■ The exercise:
Which lines hold the word "styles"? Show each of them.

■ Dataset section:
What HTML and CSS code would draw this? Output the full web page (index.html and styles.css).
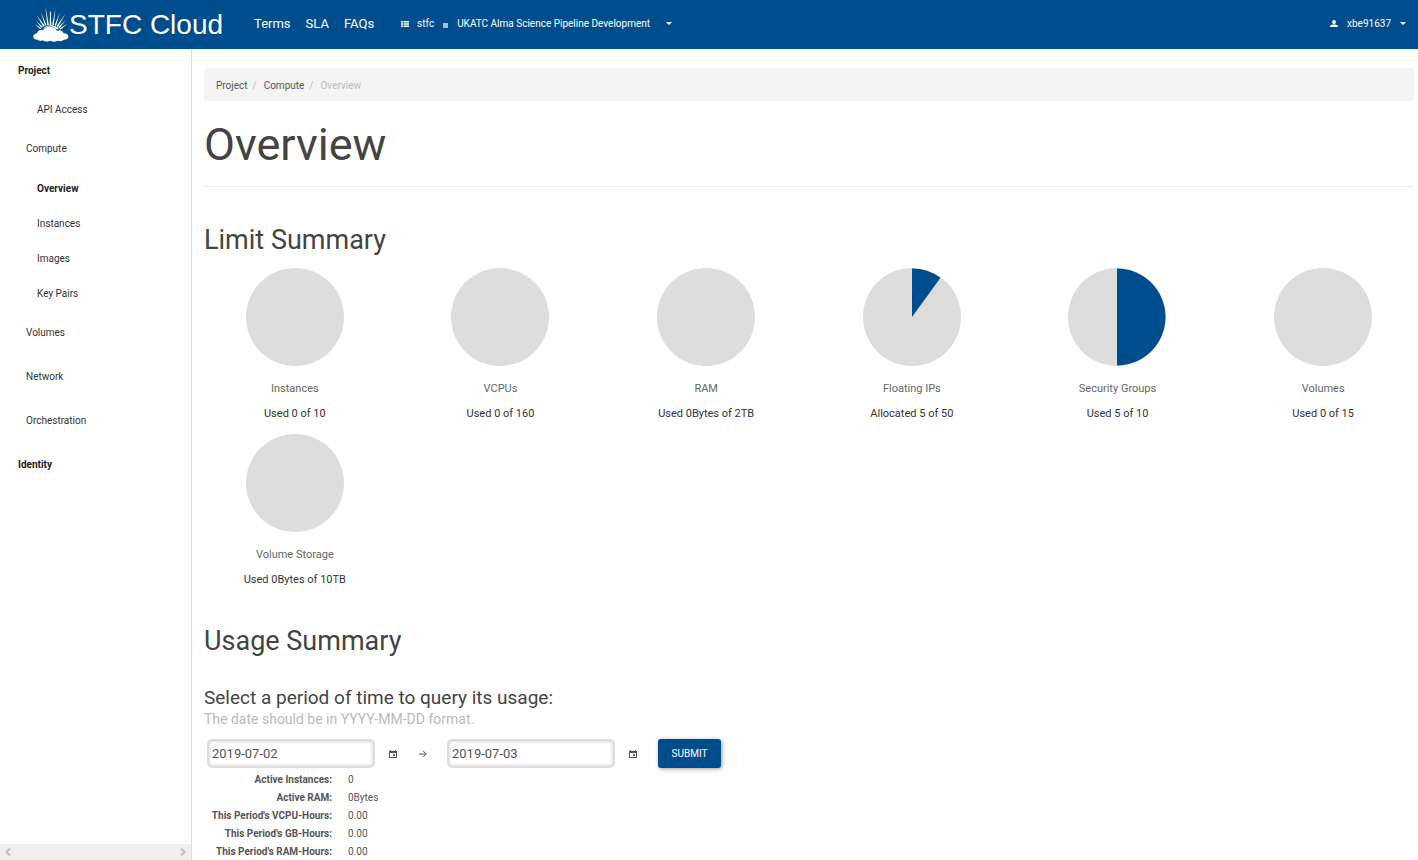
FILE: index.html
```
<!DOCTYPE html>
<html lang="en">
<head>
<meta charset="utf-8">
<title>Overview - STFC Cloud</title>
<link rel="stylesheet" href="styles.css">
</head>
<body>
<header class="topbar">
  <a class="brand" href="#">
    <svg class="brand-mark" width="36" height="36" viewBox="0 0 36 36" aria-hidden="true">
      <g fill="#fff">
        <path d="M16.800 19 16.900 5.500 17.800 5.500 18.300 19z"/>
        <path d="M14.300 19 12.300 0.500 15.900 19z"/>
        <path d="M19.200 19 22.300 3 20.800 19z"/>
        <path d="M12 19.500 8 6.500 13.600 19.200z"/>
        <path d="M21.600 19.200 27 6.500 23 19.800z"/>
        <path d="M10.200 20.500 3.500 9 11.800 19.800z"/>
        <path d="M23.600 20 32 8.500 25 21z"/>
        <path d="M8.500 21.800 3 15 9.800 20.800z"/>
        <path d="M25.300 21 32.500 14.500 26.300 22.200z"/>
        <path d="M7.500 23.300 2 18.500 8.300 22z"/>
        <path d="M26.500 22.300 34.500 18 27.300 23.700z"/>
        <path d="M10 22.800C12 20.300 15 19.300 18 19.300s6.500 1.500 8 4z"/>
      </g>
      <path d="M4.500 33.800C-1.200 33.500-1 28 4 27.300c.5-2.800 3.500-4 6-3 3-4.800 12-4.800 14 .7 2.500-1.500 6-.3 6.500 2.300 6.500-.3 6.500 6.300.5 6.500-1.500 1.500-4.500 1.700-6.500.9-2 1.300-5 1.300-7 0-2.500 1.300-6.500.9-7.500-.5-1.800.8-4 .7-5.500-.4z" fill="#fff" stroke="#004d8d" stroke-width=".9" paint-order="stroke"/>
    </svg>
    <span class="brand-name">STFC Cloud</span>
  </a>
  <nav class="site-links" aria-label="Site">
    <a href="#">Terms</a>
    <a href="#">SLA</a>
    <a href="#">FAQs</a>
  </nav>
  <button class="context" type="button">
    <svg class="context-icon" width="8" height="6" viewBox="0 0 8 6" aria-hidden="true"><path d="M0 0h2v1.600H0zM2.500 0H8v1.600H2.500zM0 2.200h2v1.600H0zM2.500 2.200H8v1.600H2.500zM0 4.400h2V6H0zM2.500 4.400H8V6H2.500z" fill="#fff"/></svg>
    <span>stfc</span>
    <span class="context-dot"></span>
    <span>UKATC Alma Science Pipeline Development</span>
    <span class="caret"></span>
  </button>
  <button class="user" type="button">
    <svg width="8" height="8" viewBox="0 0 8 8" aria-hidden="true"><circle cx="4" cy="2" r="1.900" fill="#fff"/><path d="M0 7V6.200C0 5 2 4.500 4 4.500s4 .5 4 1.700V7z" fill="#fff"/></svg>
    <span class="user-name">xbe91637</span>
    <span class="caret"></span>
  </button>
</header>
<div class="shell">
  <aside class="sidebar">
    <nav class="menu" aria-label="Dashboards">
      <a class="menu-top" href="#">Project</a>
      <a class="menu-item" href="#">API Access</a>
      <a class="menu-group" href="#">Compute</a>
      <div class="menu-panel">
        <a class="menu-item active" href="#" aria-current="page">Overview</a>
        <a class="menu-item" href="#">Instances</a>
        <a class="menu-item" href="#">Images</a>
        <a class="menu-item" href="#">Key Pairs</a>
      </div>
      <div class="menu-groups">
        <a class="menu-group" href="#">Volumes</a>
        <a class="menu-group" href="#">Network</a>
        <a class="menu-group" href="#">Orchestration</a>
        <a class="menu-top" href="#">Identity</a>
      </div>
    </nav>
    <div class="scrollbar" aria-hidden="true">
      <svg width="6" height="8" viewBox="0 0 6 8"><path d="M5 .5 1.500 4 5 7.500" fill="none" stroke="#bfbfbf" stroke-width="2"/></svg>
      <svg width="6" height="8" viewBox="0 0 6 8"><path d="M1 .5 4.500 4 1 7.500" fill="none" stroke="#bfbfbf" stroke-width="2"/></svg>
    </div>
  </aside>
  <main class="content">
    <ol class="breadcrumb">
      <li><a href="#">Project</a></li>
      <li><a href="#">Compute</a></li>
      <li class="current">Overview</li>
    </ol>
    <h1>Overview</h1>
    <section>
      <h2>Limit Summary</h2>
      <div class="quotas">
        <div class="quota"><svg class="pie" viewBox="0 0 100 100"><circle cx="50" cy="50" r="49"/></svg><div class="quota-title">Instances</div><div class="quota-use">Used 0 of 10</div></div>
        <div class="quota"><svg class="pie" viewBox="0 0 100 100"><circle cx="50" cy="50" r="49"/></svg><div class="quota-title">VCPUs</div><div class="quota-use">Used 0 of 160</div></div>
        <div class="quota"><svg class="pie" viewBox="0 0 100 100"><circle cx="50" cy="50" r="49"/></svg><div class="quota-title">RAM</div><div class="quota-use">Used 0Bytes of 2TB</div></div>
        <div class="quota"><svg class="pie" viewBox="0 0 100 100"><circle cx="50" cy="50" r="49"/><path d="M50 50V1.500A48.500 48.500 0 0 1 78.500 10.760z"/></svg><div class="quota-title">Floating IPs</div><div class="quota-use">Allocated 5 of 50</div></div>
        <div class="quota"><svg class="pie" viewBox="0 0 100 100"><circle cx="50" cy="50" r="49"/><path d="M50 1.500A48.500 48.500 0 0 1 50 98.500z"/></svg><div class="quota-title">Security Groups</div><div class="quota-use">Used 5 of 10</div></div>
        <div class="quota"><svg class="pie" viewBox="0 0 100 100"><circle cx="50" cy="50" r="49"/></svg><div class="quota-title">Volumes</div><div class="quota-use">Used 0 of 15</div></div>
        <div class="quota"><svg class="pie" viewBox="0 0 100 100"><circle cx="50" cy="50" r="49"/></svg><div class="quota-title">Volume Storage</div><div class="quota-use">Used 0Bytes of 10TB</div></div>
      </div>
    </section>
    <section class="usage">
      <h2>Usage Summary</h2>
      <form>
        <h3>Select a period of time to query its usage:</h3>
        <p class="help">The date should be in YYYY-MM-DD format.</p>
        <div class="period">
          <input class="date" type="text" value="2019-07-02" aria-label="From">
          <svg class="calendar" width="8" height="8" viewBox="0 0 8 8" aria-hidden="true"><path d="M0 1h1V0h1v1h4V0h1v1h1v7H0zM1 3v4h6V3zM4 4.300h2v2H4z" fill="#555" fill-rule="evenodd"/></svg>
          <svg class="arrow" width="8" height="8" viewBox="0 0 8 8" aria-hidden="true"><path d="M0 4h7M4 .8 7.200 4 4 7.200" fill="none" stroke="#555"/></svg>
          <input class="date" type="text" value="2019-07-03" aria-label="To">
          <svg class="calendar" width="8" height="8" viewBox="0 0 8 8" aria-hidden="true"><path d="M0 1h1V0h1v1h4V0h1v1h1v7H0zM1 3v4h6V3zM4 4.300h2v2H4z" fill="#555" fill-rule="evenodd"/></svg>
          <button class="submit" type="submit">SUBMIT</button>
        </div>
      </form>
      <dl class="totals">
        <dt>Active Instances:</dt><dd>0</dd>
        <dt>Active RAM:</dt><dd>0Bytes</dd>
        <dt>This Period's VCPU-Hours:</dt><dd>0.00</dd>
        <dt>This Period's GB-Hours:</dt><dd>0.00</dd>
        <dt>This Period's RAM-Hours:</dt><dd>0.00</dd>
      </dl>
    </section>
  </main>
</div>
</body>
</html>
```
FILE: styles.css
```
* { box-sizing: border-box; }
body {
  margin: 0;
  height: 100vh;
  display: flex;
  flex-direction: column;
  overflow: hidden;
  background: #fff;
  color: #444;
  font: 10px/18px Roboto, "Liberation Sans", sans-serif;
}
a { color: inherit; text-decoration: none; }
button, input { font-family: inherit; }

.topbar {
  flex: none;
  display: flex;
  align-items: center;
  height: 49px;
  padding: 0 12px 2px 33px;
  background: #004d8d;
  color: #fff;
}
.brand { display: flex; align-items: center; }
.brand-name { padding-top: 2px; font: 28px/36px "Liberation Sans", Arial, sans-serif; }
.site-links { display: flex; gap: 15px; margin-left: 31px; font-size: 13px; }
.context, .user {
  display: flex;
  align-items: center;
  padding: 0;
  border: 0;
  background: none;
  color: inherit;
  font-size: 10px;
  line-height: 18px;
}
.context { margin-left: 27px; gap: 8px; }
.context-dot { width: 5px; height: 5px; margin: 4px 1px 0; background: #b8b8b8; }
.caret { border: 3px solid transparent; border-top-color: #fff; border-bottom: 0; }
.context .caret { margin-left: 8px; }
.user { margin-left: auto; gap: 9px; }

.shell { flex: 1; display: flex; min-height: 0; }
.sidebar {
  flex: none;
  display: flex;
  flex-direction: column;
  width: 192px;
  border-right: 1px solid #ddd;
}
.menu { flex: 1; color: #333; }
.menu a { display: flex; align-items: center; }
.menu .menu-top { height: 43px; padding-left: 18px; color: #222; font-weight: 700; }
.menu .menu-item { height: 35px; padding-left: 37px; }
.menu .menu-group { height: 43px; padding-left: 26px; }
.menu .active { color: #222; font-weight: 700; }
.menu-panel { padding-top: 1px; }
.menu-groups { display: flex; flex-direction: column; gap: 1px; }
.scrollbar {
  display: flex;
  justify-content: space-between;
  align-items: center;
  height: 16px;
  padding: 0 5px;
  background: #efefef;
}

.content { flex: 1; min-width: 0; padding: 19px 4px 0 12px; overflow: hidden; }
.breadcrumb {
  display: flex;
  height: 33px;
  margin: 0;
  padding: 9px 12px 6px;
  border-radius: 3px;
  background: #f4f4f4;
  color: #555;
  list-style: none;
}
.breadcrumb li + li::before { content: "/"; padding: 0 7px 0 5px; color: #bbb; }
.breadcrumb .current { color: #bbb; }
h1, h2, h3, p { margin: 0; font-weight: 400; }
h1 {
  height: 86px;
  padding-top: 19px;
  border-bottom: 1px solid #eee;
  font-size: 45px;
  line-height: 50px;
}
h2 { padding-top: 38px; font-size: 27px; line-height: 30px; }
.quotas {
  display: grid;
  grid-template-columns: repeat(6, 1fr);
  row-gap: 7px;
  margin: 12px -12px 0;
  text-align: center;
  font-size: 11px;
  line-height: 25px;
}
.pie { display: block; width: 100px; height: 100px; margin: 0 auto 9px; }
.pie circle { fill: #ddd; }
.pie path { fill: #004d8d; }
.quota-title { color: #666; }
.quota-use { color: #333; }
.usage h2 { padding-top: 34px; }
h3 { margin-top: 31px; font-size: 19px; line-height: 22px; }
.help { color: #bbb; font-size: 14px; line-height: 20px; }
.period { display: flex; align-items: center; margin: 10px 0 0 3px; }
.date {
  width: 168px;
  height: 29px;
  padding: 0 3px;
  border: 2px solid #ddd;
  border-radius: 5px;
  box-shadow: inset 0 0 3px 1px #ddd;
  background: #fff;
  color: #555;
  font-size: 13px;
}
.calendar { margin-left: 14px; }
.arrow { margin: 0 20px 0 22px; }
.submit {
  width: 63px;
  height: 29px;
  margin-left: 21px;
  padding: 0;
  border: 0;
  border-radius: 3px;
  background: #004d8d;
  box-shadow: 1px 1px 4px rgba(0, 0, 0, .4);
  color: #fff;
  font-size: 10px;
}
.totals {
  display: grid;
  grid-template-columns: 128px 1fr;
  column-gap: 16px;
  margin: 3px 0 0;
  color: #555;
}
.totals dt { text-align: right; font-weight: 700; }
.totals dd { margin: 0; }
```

■ Solution for this task:
What HTML and CSS code would draw this? Output the full web page (index.html and styles.css).
<link rel="stylesheet" href="styles.css">
FILE: styles.css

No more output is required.